> **Directions for this task**: Copy out all the lines where "screenshot" shows up.

[Records from a data source]
#####
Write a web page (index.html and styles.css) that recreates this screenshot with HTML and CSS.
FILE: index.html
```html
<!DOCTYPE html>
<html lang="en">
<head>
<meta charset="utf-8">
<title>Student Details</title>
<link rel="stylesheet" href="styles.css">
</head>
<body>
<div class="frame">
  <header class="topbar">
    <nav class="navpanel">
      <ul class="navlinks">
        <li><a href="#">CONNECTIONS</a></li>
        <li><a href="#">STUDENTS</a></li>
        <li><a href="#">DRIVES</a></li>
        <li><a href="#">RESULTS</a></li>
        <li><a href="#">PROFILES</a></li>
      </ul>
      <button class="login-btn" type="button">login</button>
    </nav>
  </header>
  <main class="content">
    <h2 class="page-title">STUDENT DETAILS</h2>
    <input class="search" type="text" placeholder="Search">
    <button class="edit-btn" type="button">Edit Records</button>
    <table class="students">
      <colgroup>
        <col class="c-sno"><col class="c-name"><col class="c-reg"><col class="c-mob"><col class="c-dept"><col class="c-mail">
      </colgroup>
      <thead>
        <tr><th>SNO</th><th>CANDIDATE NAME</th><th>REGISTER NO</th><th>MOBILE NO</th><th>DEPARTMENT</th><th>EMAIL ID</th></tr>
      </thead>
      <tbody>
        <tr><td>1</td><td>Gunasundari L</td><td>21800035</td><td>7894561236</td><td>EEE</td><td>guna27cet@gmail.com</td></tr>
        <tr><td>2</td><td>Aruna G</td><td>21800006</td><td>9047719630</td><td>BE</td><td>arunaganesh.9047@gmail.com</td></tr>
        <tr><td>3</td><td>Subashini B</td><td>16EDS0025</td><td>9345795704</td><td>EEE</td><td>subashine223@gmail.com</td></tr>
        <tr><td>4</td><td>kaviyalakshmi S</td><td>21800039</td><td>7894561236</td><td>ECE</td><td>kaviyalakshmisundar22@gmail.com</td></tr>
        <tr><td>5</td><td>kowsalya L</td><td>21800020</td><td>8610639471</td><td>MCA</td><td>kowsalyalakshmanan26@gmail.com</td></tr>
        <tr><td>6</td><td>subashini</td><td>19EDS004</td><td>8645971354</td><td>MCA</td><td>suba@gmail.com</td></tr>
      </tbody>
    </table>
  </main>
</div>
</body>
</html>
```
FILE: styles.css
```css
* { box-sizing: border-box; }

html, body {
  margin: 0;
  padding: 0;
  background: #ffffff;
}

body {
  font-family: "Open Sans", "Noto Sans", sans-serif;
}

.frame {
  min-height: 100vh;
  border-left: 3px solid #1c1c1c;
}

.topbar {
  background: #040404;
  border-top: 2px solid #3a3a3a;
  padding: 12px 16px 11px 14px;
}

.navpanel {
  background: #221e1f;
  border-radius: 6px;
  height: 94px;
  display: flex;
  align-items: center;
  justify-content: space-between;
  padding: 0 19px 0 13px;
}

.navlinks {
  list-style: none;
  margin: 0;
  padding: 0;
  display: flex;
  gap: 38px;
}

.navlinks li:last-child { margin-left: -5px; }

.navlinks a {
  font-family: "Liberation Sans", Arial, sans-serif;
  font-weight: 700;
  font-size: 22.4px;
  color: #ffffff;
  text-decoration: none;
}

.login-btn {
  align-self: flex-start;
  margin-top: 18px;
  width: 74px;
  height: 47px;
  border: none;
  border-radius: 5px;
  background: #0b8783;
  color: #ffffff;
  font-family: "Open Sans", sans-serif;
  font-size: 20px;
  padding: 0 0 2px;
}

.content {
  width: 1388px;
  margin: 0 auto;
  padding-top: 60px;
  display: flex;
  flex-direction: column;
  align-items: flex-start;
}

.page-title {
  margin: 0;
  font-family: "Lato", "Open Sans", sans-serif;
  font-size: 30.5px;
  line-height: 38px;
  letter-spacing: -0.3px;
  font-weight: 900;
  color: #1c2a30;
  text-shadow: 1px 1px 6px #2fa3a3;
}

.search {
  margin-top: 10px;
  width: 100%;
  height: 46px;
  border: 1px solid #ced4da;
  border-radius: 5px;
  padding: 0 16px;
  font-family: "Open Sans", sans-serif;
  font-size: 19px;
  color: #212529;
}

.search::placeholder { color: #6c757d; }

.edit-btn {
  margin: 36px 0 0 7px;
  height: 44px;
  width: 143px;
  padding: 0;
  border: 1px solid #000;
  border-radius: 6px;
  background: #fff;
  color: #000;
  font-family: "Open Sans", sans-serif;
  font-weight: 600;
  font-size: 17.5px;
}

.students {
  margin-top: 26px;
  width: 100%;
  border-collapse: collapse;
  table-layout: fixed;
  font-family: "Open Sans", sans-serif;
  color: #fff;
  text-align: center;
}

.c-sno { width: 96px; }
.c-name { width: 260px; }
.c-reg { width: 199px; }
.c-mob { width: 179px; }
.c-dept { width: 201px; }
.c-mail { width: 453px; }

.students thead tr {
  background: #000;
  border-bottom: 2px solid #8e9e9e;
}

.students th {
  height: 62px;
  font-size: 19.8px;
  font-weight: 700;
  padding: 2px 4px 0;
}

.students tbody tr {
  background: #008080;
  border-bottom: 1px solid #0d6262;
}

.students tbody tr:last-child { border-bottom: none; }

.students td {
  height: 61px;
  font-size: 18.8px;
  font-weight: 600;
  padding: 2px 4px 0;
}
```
#####
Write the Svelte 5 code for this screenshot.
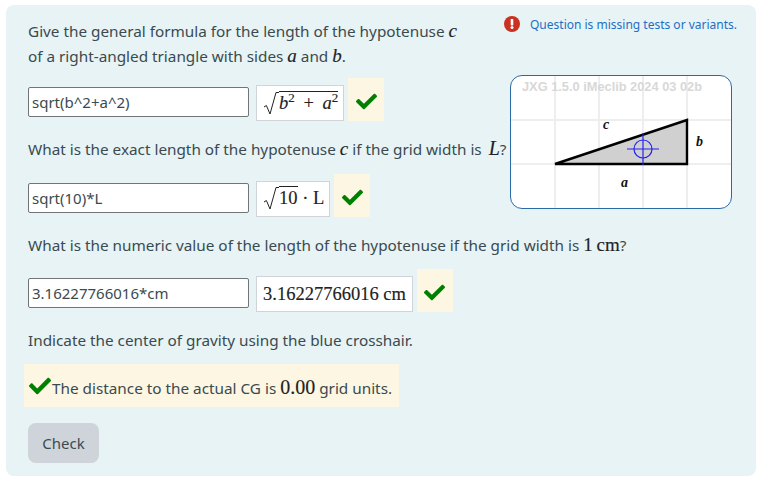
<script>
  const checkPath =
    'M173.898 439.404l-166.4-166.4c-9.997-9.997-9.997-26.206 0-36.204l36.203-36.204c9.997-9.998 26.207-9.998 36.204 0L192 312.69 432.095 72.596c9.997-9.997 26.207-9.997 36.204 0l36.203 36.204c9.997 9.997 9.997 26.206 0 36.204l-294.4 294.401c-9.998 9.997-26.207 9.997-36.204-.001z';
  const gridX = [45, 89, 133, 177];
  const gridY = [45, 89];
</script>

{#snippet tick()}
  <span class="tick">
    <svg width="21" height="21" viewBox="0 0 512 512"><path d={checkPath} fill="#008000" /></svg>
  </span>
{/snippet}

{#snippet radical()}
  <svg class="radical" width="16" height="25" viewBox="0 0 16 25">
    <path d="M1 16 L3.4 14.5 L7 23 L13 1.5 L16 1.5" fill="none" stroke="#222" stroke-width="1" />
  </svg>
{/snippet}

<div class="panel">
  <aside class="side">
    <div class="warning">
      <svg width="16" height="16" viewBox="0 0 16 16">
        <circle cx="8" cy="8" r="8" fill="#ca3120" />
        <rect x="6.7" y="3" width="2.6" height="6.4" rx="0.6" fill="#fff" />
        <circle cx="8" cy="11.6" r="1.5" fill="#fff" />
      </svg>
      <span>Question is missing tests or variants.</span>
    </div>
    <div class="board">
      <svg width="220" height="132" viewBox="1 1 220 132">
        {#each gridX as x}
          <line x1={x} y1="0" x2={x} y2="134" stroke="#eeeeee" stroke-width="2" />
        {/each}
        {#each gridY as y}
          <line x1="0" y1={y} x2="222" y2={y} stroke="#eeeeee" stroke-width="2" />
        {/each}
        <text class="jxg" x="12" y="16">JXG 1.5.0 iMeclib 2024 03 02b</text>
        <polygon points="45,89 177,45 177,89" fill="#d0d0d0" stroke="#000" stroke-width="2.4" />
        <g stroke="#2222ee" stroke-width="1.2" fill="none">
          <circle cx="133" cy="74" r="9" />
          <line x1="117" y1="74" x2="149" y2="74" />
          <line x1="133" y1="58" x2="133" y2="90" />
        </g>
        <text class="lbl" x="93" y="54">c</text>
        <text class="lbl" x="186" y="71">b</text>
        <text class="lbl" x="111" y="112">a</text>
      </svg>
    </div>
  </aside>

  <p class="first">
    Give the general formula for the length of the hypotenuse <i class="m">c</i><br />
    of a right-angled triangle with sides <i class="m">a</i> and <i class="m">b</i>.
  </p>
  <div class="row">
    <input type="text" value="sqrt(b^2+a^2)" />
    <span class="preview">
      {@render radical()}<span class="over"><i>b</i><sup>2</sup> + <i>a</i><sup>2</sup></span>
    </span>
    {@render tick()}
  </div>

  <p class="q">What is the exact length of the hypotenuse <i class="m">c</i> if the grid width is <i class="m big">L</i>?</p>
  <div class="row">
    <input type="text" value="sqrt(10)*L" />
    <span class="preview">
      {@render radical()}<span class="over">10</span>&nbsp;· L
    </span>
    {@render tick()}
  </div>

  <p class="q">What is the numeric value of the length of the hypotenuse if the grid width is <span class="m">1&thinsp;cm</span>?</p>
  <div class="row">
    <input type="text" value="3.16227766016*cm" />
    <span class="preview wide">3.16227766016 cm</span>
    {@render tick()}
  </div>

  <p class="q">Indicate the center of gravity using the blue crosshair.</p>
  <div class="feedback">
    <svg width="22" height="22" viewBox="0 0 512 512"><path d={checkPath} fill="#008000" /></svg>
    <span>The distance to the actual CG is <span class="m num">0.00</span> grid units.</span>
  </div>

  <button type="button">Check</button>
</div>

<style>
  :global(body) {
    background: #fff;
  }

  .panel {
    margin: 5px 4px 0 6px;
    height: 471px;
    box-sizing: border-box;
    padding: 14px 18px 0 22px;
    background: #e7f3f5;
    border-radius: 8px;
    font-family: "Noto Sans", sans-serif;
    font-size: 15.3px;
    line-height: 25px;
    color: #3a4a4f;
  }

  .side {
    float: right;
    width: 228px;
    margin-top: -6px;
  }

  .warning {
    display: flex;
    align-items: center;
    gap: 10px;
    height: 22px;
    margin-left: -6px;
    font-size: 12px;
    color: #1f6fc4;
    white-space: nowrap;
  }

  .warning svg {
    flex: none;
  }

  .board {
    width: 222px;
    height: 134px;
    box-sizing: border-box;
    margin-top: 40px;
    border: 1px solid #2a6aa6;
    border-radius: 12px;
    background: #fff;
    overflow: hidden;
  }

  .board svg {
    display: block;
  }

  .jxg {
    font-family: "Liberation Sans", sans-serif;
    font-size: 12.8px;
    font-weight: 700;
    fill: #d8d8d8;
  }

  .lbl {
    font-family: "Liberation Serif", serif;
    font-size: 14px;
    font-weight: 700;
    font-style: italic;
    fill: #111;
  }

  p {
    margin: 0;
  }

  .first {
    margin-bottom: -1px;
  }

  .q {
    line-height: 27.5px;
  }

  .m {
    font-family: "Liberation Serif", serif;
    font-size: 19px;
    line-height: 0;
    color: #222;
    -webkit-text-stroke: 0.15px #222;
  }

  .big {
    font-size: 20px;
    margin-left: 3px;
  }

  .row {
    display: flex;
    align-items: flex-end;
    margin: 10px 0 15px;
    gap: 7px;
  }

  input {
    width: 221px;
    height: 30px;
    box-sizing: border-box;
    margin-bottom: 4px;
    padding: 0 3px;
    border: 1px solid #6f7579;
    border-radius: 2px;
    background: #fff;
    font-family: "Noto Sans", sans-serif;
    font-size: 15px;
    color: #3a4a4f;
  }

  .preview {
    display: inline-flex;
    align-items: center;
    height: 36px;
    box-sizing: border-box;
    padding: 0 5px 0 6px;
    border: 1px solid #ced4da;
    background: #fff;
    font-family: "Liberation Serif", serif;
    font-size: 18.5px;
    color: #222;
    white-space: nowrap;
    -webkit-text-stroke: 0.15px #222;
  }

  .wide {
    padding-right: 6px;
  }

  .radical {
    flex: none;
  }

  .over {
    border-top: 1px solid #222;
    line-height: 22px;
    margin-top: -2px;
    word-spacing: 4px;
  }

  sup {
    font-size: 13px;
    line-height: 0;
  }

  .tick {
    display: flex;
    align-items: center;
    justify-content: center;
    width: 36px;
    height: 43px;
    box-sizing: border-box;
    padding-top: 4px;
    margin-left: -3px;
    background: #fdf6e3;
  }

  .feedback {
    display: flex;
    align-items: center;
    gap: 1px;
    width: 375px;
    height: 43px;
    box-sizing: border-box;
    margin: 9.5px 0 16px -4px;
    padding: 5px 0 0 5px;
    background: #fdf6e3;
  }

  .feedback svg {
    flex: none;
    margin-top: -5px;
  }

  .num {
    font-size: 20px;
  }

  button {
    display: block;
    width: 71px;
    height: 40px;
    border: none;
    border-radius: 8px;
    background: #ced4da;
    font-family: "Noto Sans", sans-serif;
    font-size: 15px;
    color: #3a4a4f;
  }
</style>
#####
> **Result of the task**:
Write a web page (index.html and styles.css) that recreates this screenshot with HTML and CSS.
Write the Svelte 5 code for this screenshot.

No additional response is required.